[What the task asks]: Without the pictures, return all of the material exactly as written.

-- Begin --

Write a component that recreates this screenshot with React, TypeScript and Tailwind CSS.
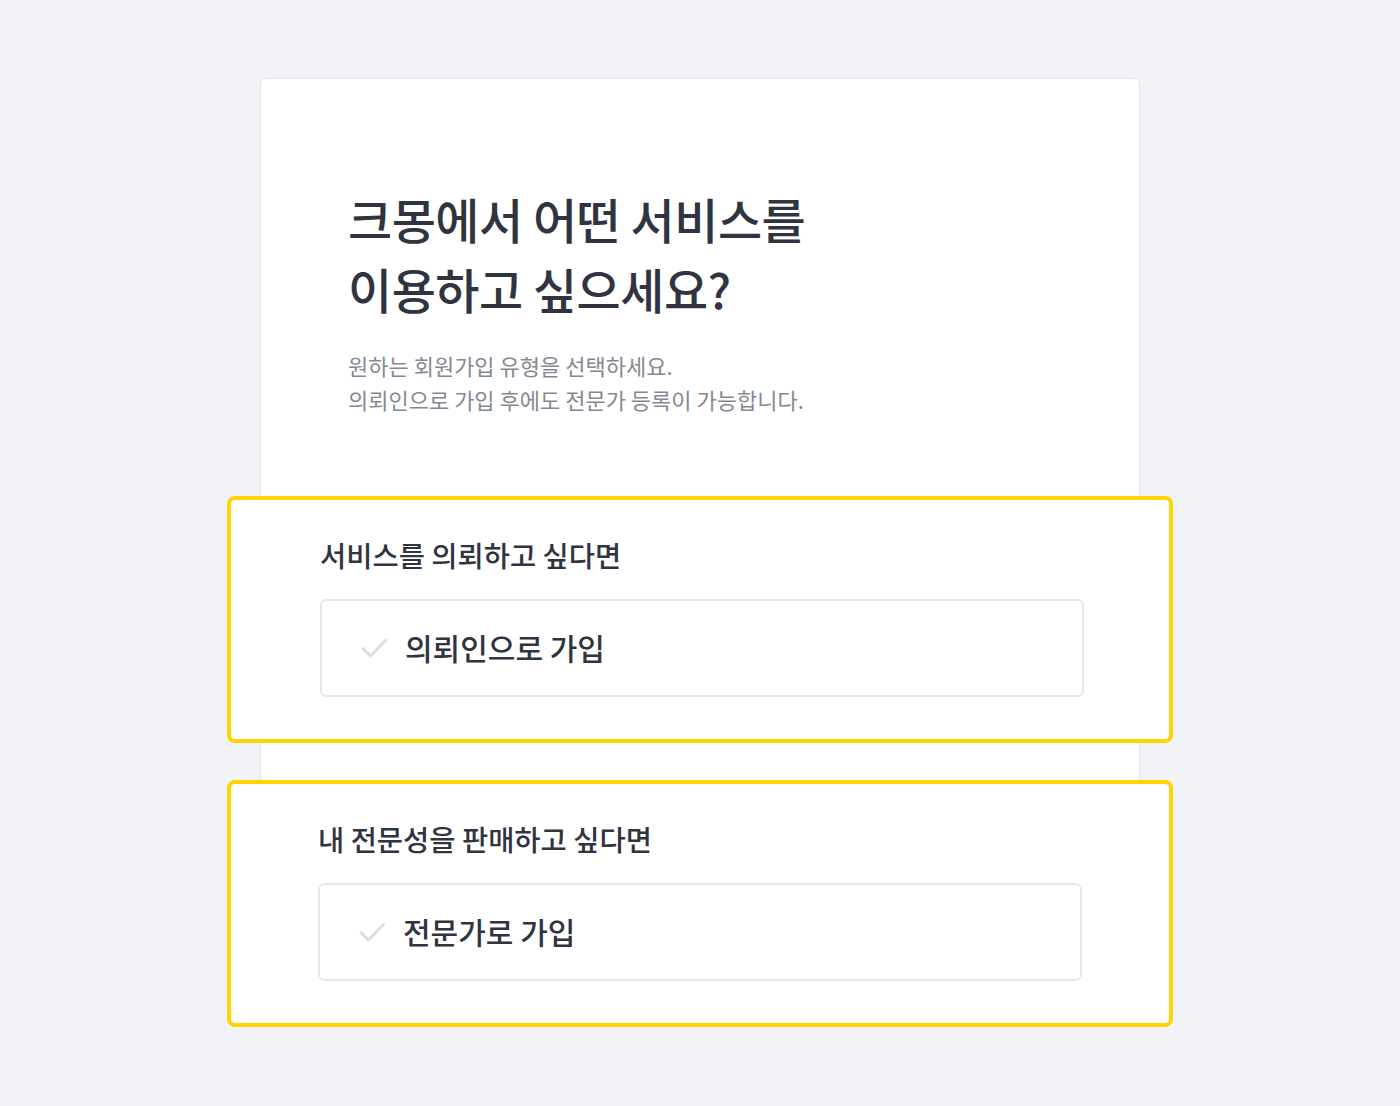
import React from "react";

function Check() {
  return (
    <svg width="28" height="28" viewBox="0 0 28 28" fill="none" className="shrink-0">
      <path d="M3 14.5 L10.5 22 L25.5 6.5" stroke="#dcdde5" strokeWidth="3" strokeLinecap="round" strokeLinejoin="round" />
    </svg>
  );
}

function Section({ label, button, shift }: { label: string; button: string; shift?: boolean }) {
  return (
    <div className="-mx-[121px] rounded-[8px] border-4 border-[#ffd400] bg-white pt-[36px] pb-[42px]">
      <div className={shift ? "ml-[87px] mr-[87px]" : "ml-[89px] mr-[85px]"}>
        <div className="text-[28.5px] leading-[38px] font-medium text-[#303441]">{label}</div>
        <div className="mt-[25px] h-[98px] rounded-[6px] border-2 border-[#e8e9ee] flex items-center pl-[38px] gap-[17px]">
          <Check />
          <span className="text-[30px] leading-[40px] font-medium text-[#303441] -translate-y-[1px]">{button}</span>
        </div>
      </div>
    </div>
  );
}

export default function App() {
  return (
    <div
      className="min-h-screen w-full bg-[#f2f3f7] pt-[78px] pb-[79px]"
      style={{ fontFamily: '"Noto Sans CJK KR", "Noto Sans", sans-serif' }}
    >
      <div className="mx-auto w-[880px] rounded-[6px] border border-[#e4e5eb] bg-white pt-[104px] px-[87px]">
        <h1 className="text-[48px] leading-[70px] font-medium text-[#303441] tracking-[-0.5px]">
          크몽에서 어떤 서비스를
          <br />
          이용하고 싶으세요?
        </h1>
        <p className="mt-[25px] text-[22px] leading-[34px] text-[#858893]">
          원하는 회원가입 유형을 선택하세요.
          <br />
          의뢰인으로 가입 후에도 전문가 등록이 가능합니다.
        </p>
        <div className="mt-[80px] flex flex-col gap-[37px] -mb-[30px]">
          <Section label="서비스를 의뢰하고 싶다면" button="의뢰인으로 가입" />
          <Section label="내 전문성을 판매하고 싶다면" button="전문가로 가입" shift />
        </div>
      </div>
    </div>
  );
}
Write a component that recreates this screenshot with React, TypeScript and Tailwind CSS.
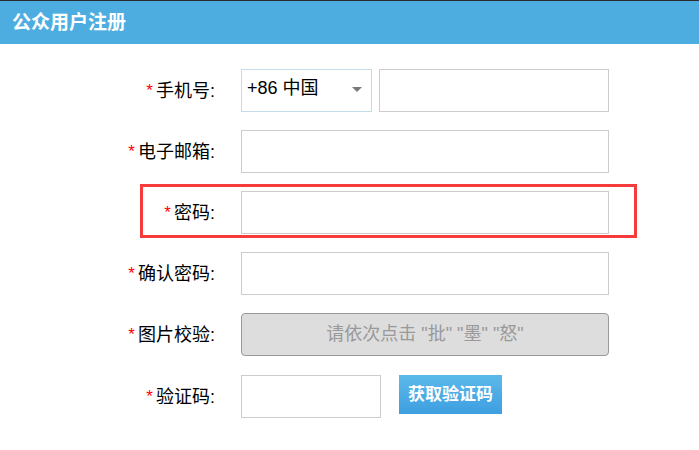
import React from "react";

const font = { fontFamily: '"Liberation Sans", "Noto Sans CJK SC", sans-serif' };

function Label({ text }: { text: string }) {
  return (
    <div className="w-[215px] shrink-0 flex items-center justify-end text-[18px] text-black leading-none">
      <span className="text-[#ff0000] text-[17px] mr-[3px] -mt-[1px]">*</span>
      <span>{text}:</span>
    </div>
  );
}

export default function App() {
  return (
    <div className="w-[699px] h-[450px] bg-white overflow-hidden" style={font}>
      <div className="h-[1px] bg-[#2b2b2b]" />
      <div className="h-[43px] bg-[#4eade0] flex items-center pl-[12px]">
        <span className="text-white font-bold text-[19px] leading-none">公众用户注册</span>
      </div>
      <div className="pt-[25px]">
        {/* row 1 */}
        <div className="flex h-[43px] mb-[18px]">
          <Label text="手机号" />
          <div className="ml-[26px] flex">
            <div className="w-[131px] h-[43px] border border-[#c4dcea] flex items-center justify-between pl-[5px] pr-[9px] text-[18px] text-black">
              <span className="-mt-[4px]">+86 中国</span>
              <span className="w-0 h-0 border-l-[5px] border-r-[5px] border-t-[5px] border-l-transparent border-r-transparent border-t-[#7a7a7a] -mt-[2px]" />
            </div>
            <div className="ml-[7px] w-[230px] h-[43px] border border-[#cccccc]" />
          </div>
        </div>
        {/* row 2 */}
        <div className="flex h-[43px] mb-[18px]">
          <Label text="电子邮箱" />
          <div className="ml-[26px] w-[368px] h-[43px] border border-[#cccccc]" />
        </div>
        {/* row 3 */}
        <div className="relative flex h-[43px] mb-[18px]">
          <div className="absolute left-[140px] top-[-7px] w-[497px] h-[54px] border-[3px] border-[#f53b3b]" />
          <Label text="密码" />
          <div className="ml-[26px] w-[368px] h-[43px] border border-[#cccccc]" />
        </div>
        {/* row 4 */}
        <div className="flex h-[43px] mb-[18px]">
          <Label text="确认密码" />
          <div className="ml-[26px] w-[368px] h-[43px] border border-[#cccccc]" />
        </div>
        {/* row 5 */}
        <div className="flex h-[43px] mb-[19px]">
          <Label text="图片校验" />
          <div className="ml-[26px] w-[368px] h-[43px] border border-[#999999] rounded-[4px] bg-[#dddddd] flex items-center justify-center text-[18px] text-[#999999]">
            请依次点击 "批" "墨" "怒"
          </div>
        </div>
        {/* row 6 */}
        <div className="flex h-[43px]">
          <Label text="验证码" />
          <div className="ml-[26px] w-[140px] h-[43px] border border-[#cccccc]" />
          <div className="ml-[18px] w-[103px] h-[39px] bg-gradient-to-b from-[#5cb9ea] to-[#3e9ee0] flex items-center justify-center text-white font-bold text-[17px]">
            获取验证码
          </div>
        </div>
      </div>
    </div>
  );
}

-- End --

[Result below]:
Write a component that recreates this screenshot with React, TypeScript and Tailwind CSS.
import React from "react";

function Check() {
  return (
    <svg width="28" height="28" viewBox="0 0 28 28" fill="none" className="shrink-0">
      <path d="M3 14.5 L10.5 22 L25.5 6.5" stroke="#dcdde5" strokeWidth="3" strokeLinecap="round" strokeLinejoin="round" />
    </svg>
  );
}

function Section({ label, button, shift }: { label: string; button: string; shift?: boolean }) {
  return (
    <div className="-mx-[121px] rounded-[8px] border-4 border-[#ffd400] bg-white pt-[36px] pb-[42px]">
      <div className={shift ? "ml-[87px] mr-[87px]" : "ml-[89px] mr-[85px]"}>
        <div className="text-[28.5px] leading-[38px] font-medium text-[#303441]">{label}</div>
        <div className="mt-[25px] h-[98px] rounded-[6px] border-2 border-[#e8e9ee] flex items-center pl-[38px] gap-[17px]">
          <Check />
          <span className="text-[30px] leading-[40px] font-medium text-[#303441] -translate-y-[1px]">{button}</span>
        </div>
      </div>
    </div>
  );
}

export default function App() {
  return (
    <div
      className="min-h-screen w-full bg-[#f2f3f7] pt-[78px] pb-[79px]"
      style={{ fontFamily: '"Noto Sans CJK KR", "Noto Sans", sans-serif' }}
    >
      <div className="mx-auto w-[880px] rounded-[6px] border border-[#e4e5eb] bg-white pt-[104px] px-[87px]">
        <h1 className="text-[48px] leading-[70px] font-medium text-[#303441] tracking-[-0.5px]">
          크몽에서 어떤 서비스를
          <br />
          이용하고 싶으세요?
        </h1>
        <p className="mt-[25px] text-[22px] leading-[34px] text-[#858893]">
          원하는 회원가입 유형을 선택하세요.
          <br />
          의뢰인으로 가입 후에도 전문가 등록이 가능합니다.
        </p>
        <div className="mt-[80px] flex flex-col gap-[37px] -mb-[30px]">
          <Section label="서비스를 의뢰하고 싶다면" button="의뢰인으로 가입" />
          <Section label="내 전문성을 판매하고 싶다면" button="전문가로 가입" shift />
        </div>
      </div>
    </div>
  );
}
Write a component that recreates this screenshot with React, TypeScript and Tailwind CSS.
import React from "react";

const font = { fontFamily: '"Liberation Sans", "Noto Sans CJK SC", sans-serif' };

function Label({ text }: { text: string }) {
  return (
    <div className="w-[215px] shrink-0 flex items-center justify-end text-[18px] text-black leading-none">
      <span className="text-[#ff0000] text-[17px] mr-[3px] -mt-[1px]">*</span>
      <span>{text}:</span>
    </div>
  );
}

export default function App() {
  return (
    <div className="w-[699px] h-[450px] bg-white overflow-hidden" style={font}>
      <div className="h-[1px] bg-[#2b2b2b]" />
      <div className="h-[43px] bg-[#4eade0] flex items-center pl-[12px]">
        <span className="text-white font-bold text-[19px] leading-none">公众用户注册</span>
      </div>
      <div className="pt-[25px]">
        {/* row 1 */}
        <div className="flex h-[43px] mb-[18px]">
          <Label text="手机号" />
          <div className="ml-[26px] flex">
            <div className="w-[131px] h-[43px] border border-[#c4dcea] flex items-center justify-between pl-[5px] pr-[9px] text-[18px] text-black">
              <span className="-mt-[4px]">+86 中国</span>
              <span className="w-0 h-0 border-l-[5px] border-r-[5px] border-t-[5px] border-l-transparent border-r-transparent border-t-[#7a7a7a] -mt-[2px]" />
            </div>
            <div className="ml-[7px] w-[230px] h-[43px] border border-[#cccccc]" />
          </div>
        </div>
        {/* row 2 */}
        <div className="flex h-[43px] mb-[18px]">
          <Label text="电子邮箱" />
          <div className="ml-[26px] w-[368px] h-[43px] border border-[#cccccc]" />
        </div>
        {/* row 3 */}
        <div className="relative flex h-[43px] mb-[18px]">
          <div className="absolute left-[140px] top-[-7px] w-[497px] h-[54px] border-[3px] border-[#f53b3b]" />
          <Label text="密码" />
          <div className="ml-[26px] w-[368px] h-[43px] border border-[#cccccc]" />
        </div>
        {/* row 4 */}
        <div className="flex h-[43px] mb-[18px]">
          <Label text="确认密码" />
          <div className="ml-[26px] w-[368px] h-[43px] border border-[#cccccc]" />
        </div>
        {/* row 5 */}
        <div className="flex h-[43px] mb-[19px]">
          <Label text="图片校验" />
          <div className="ml-[26px] w-[368px] h-[43px] border border-[#999999] rounded-[4px] bg-[#dddddd] flex items-center justify-center text-[18px] text-[#999999]">
            请依次点击 "批" "墨" "怒"
          </div>
        </div>
        {/* row 6 */}
        <div className="flex h-[43px]">
          <Label text="验证码" />
          <div className="ml-[26px] w-[140px] h-[43px] border border-[#cccccc]" />
          <div className="ml-[18px] w-[103px] h-[39px] bg-gradient-to-b from-[#5cb9ea] to-[#3e9ee0] flex items-center justify-center text-white font-bold text-[17px]">
            获取验证码
          </div>
        </div>
      </div>
    </div>
  );
}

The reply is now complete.